Metropolitan Museum of Art
A brief history of the building
This essay is adapted from a videoguide / app on Central Park, soon to be published by Guides Who Know.
If you want a quick overview, click here to see the map at the end of this article.
The beginnings: 1870-1894
Andrew Haswell Green – the financial whiz among Central Park’s Founding Fathers – wanted Central Park to be a cultural showpiece as well as a pastoral retreat. In the 1870s, he succeeded in having two museums constructed on park land.
The American Museum of Natural History opened its doors in 1877, on a parcel of land attached to Central Park on the Upper West Side.
Above: Map of Central Park, 1870. The parcel on Central Park West (here "VIII Ave.") between 77th and 81st Streets had been slated for a park long before Central Park was dreamed of.
Above: The original building of the American Museum of Natural History, 1872-1873
Building the art museum took a few years longer. In 1870, prominent New Yorkers had organized “the Metropolitan Museum of Art.”
Above: The Met’s first home was a former dancing academy on Fifth Avenue at 54th St., far north of the fashionable part of town.
Above: In 1873, the Museum relocated to larger quarters on 14th Street, much nearer the center of Manhattan's development.
By the early 1870s, the Board of Commissioners of Central Park had already promised to lease the Met a building in the Park. In a nod to the fact that Frederick Law Olmsted and Calvert Vaux thought architecture should not intrude on the pastoral vistas within the Park, the Commissioners allotted the museum a relatively distant area, isolated by transverse roads and the reservoirs.
Above: Southern end of Central Park, 1873. The MMA is sketched in at the lower right, filling the whole space between the original Croton Reservoir and Fifth Avenue, between the 79th and 86th St. transverse roads.
To draw up plans for the Metropolitan Museum of Art, the Board of Commissioners chose their favorite architects - Calvert Vaux and Jacob Wrey Mould - who had also designed the American Museum of Natural History. The Metropolitan Museum’s home in Central Park opened to the public in 1880.
Above: Inside, the Museum was high-tech glass and steel. Today this is the medieval hall, where the Christmas tree stands. The elegant cast-iron arches have been removed from the barrel vault, but ...

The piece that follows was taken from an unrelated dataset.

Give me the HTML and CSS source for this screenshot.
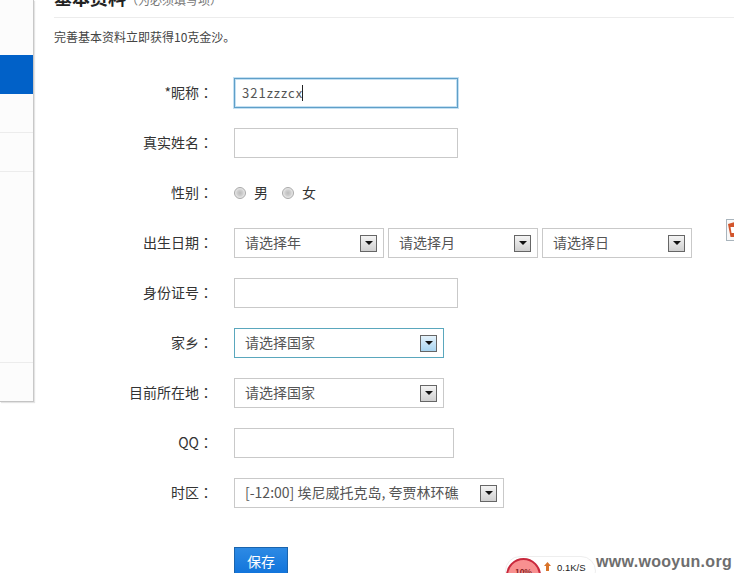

Above: You can still see some of the cast-iron work in the original stairwells.
The exterior of the museum was in the fashionable Victorian Gothic style.
Above: Exterior of the museum as it opened in 1880. Large stretches of wall were left without decoration, waiting for new wings. The main entrance (at the right in this photo) was a temporary set of wooden stairs facing Fifth Avenue.
Above: Glimpses of the facade of the 1880 building, from the Lehman Wing and the Drawings & Prints Gallery.
Mere months after the first building opened, the Met’s trustees commissioned a different architect to design another wing. Wing B, on the south side of the original museum, opened in 1888; it had an elegant entrance that faced Central Park. Wing C, its fraternal twin, opened on the north side in 1894.
Above: Wings B, A, and C, ca. 1895.
The Age of Expansion: Hunt and McKim, Mead, White
Next, the Museum’s trustees hired America’s most famed architect, Richard Morris Hunt (1828-1895), to design more wings.
Above: Hunt’s master plan (early 1890s) was enormous.
Above: Richard Morris Hunt’s Wing D (1902) gave the Met an imposing facade on Fifth Avenue and a magnificent entrance hall.
For the next expansion, the trustees hired McKim, Mead, and White. From 1907 to 1926, this prominent firm oversaw the construction of six new wings.
Above: McKim, Mead & White master plan
Above: Wing E, 1907. Just north of Hunt's Wing D, this included the Rainey Auditorium.
Above: Wing F, 1910, just west of Wing E; now Arms & Armor
Above: Wing G, 1910, the original library
Above: Wing H, 1913, at the northeast corner of the building; currently houses Egyptian art
Above: from the left (south) are Wings K (1926), J (1917), D (1902), E (1907), and H (1913)
1971-1991: Hoving and Roche-Dinkeloo
After Wing K was completed in 1926, the museum’s collections continued to increase, but for a half century, its footprint remained the same. Then, in 1971, as the Met celebrated its centennial, Director Thomas Hoving unveiled plans for six new wings.
Above: The Lehman Wing, housing Robert Lehman’s extraordinary collection of European art, opened in 1975.
Above: The Sackler Wing (1978) houses the Temple of Dendur, one of Hoving’s most spectacular acquisitions.
Above: The American Wing, with its stunning courtyard, opened in 1980.
Above: The Wallace Wing (1987) houses modern art; the Rockefeller Wing (1982) houses the arts of Oceania, Africa, and the Americas.
Above: The sixth and final addition in the Hoving expansion was the Kravis Wing (1991), which includes the Petrie Court and galleries for European paintings. The wall on the right is the south-facing facade of Wing B (1888).